## Start DATA SHOWN

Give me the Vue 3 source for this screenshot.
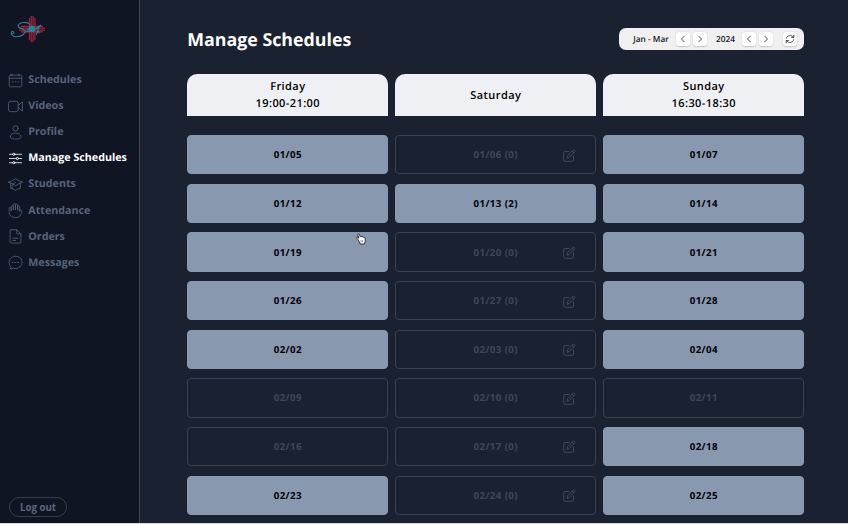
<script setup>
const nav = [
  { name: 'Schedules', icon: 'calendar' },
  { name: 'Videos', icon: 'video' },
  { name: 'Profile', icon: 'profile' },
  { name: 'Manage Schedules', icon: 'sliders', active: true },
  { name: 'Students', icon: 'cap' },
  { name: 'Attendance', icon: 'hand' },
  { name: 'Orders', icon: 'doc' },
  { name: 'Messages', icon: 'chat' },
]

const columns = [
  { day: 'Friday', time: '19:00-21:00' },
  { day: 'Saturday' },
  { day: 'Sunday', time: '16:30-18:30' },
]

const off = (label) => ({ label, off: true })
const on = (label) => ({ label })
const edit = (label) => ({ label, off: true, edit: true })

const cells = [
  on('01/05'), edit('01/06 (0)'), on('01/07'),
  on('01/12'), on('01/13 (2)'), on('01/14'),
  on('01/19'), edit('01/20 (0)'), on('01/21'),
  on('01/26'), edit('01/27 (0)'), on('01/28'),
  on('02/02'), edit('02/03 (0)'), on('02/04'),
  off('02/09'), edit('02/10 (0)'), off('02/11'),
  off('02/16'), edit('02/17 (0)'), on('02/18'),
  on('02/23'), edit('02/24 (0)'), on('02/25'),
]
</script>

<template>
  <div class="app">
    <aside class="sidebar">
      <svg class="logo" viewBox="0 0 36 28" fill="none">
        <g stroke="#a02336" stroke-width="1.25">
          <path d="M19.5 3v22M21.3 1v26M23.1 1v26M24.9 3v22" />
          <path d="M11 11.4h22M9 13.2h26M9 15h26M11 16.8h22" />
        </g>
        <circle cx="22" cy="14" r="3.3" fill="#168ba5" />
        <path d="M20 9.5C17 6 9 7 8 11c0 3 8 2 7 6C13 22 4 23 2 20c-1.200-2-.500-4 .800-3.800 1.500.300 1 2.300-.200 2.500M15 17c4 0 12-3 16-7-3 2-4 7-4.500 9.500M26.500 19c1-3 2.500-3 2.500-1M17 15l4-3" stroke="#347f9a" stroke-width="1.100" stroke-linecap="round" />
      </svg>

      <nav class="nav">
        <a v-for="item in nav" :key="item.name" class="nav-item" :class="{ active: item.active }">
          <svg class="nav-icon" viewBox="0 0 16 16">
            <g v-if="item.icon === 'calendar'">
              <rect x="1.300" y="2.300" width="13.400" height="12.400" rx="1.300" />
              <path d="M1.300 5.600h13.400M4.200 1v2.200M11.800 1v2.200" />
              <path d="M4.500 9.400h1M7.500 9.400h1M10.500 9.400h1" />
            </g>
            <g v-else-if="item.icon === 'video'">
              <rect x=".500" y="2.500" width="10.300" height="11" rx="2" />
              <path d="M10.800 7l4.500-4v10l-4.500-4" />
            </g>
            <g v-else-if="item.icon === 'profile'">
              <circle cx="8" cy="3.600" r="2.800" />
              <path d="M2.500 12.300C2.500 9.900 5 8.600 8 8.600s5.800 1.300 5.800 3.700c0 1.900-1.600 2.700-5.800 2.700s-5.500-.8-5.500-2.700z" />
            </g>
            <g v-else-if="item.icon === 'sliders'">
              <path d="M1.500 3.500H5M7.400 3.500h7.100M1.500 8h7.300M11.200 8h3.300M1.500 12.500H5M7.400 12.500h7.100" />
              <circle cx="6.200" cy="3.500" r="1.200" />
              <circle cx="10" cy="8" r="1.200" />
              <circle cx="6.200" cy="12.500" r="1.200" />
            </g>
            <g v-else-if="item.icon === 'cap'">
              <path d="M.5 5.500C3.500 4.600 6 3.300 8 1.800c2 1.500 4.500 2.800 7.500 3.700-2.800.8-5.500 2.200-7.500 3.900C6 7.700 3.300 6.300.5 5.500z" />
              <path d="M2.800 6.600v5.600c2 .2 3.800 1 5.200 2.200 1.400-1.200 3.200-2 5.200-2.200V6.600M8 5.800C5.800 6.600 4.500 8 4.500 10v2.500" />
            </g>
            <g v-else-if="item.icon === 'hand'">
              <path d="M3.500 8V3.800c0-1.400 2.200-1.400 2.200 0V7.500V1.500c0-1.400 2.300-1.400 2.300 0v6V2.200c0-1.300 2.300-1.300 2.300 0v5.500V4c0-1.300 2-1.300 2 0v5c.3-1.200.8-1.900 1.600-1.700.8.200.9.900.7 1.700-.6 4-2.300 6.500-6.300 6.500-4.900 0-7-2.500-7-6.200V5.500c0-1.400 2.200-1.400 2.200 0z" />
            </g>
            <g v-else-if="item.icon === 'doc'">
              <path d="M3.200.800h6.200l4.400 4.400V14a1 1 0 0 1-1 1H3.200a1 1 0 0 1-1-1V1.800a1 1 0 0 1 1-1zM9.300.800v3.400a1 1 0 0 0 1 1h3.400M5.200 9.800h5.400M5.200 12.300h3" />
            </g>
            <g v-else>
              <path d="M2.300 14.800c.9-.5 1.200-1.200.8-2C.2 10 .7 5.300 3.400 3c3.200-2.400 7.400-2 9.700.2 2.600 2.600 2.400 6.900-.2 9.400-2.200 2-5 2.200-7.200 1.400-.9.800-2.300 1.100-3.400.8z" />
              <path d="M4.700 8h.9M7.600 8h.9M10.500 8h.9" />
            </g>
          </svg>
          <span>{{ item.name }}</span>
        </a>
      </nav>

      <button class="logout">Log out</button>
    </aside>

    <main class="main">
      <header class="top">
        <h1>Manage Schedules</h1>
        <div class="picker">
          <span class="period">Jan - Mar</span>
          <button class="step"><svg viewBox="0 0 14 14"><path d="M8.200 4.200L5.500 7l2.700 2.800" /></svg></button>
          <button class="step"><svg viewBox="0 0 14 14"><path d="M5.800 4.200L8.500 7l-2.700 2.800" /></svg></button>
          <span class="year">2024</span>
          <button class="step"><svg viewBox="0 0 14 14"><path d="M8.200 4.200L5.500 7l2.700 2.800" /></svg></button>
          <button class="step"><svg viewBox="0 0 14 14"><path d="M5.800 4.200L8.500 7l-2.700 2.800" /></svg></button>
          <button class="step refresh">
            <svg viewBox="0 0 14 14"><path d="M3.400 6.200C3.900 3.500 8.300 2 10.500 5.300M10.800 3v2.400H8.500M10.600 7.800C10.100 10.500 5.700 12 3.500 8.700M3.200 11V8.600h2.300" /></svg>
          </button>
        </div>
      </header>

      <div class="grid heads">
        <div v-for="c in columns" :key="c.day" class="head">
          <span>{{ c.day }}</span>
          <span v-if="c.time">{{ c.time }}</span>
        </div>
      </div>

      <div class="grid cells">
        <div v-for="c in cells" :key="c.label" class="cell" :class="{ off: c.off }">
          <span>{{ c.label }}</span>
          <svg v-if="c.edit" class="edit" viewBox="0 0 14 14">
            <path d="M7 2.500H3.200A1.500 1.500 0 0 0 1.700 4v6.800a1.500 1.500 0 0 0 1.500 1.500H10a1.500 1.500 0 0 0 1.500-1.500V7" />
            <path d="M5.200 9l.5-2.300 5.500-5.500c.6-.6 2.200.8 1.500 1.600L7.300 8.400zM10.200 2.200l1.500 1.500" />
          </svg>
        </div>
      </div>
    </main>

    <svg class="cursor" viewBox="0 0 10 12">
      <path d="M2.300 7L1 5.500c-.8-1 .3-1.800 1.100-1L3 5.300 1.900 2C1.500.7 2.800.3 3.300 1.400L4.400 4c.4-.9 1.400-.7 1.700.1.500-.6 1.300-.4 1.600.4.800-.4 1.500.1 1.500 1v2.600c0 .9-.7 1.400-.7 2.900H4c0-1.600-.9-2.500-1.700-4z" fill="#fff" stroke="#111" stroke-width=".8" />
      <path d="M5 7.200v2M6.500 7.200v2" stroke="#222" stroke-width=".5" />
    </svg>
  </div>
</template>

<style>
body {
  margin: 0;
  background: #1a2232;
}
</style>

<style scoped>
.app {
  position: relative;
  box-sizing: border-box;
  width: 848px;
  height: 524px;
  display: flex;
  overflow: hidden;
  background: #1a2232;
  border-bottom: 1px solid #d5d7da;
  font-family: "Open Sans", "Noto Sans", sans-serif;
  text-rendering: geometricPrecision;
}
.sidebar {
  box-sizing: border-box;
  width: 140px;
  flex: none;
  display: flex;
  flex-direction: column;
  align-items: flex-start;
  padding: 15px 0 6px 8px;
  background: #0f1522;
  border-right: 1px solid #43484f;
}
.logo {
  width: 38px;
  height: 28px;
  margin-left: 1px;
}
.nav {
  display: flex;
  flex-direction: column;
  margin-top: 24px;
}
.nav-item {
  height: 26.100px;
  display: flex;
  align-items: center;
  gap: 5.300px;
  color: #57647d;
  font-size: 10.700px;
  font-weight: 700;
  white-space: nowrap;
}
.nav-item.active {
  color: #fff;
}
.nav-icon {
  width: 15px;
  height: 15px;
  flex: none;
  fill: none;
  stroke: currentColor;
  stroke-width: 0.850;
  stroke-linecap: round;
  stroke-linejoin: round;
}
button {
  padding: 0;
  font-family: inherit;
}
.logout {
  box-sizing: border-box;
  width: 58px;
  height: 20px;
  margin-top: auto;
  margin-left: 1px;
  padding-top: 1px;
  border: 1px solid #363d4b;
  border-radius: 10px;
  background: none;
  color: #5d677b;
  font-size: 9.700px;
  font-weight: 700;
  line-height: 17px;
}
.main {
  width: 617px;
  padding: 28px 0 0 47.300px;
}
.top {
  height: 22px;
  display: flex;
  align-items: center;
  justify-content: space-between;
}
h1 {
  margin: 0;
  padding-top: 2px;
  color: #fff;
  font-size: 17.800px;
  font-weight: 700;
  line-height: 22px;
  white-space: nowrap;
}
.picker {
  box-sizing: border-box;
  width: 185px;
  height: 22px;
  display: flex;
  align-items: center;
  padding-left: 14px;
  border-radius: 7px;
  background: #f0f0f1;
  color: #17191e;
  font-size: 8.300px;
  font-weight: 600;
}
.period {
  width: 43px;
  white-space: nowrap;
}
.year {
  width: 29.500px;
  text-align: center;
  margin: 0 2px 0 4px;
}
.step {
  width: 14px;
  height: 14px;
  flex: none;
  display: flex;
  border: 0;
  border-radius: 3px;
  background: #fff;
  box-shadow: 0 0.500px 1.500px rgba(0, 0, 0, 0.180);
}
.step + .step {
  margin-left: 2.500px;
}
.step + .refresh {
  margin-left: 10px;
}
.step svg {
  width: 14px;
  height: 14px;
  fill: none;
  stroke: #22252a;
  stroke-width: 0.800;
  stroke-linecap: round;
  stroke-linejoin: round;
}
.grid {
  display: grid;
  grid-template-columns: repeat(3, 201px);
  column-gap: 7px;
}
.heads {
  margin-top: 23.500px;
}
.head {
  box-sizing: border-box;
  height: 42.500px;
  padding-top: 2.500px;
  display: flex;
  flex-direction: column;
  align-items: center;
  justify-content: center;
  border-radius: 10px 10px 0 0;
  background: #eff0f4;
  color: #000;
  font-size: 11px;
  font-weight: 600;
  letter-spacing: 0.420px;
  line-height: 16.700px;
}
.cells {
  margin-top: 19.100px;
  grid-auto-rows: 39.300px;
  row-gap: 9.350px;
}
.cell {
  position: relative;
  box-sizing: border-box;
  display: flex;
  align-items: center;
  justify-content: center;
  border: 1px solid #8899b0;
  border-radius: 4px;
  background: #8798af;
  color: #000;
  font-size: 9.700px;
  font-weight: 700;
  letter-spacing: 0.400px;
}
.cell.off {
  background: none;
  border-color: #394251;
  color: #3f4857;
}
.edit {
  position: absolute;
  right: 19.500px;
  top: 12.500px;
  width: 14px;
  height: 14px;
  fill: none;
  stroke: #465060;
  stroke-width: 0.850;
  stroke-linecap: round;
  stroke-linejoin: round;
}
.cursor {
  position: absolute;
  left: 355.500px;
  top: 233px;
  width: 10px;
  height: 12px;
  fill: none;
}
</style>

## End DATA SHOWN

PROBLEM DETAILS -
Starting with the first line of the data above and ending with the line containing "const edit = (label)", please restate every line exactly, leaving images out.

SOLUTION TO THIS PROBLEM -
Give me the Vue 3 source for this screenshot.
<script setup>
const nav = [
  { name: 'Schedules', icon: 'calendar' },
  { name: 'Videos', icon: 'video' },
  { name: 'Profile', icon: 'profile' },
  { name: 'Manage Schedules', icon: 'sliders', active: true },
  { name: 'Students', icon: 'cap' },
  { name: 'Attendance', icon: 'hand' },
  { name: 'Orders', icon: 'doc' },
  { name: 'Messages', icon: 'chat' },
]

const columns = [
  { day: 'Friday', time: '19:00-21:00' },
  { day: 'Saturday' },
  { day: 'Sunday', time: '16:30-18:30' },
]

const off = (label) => ({ label, off: true })
const on = (label) => ({ label })
const edit = (label) => ({ label, off: true, edit: true })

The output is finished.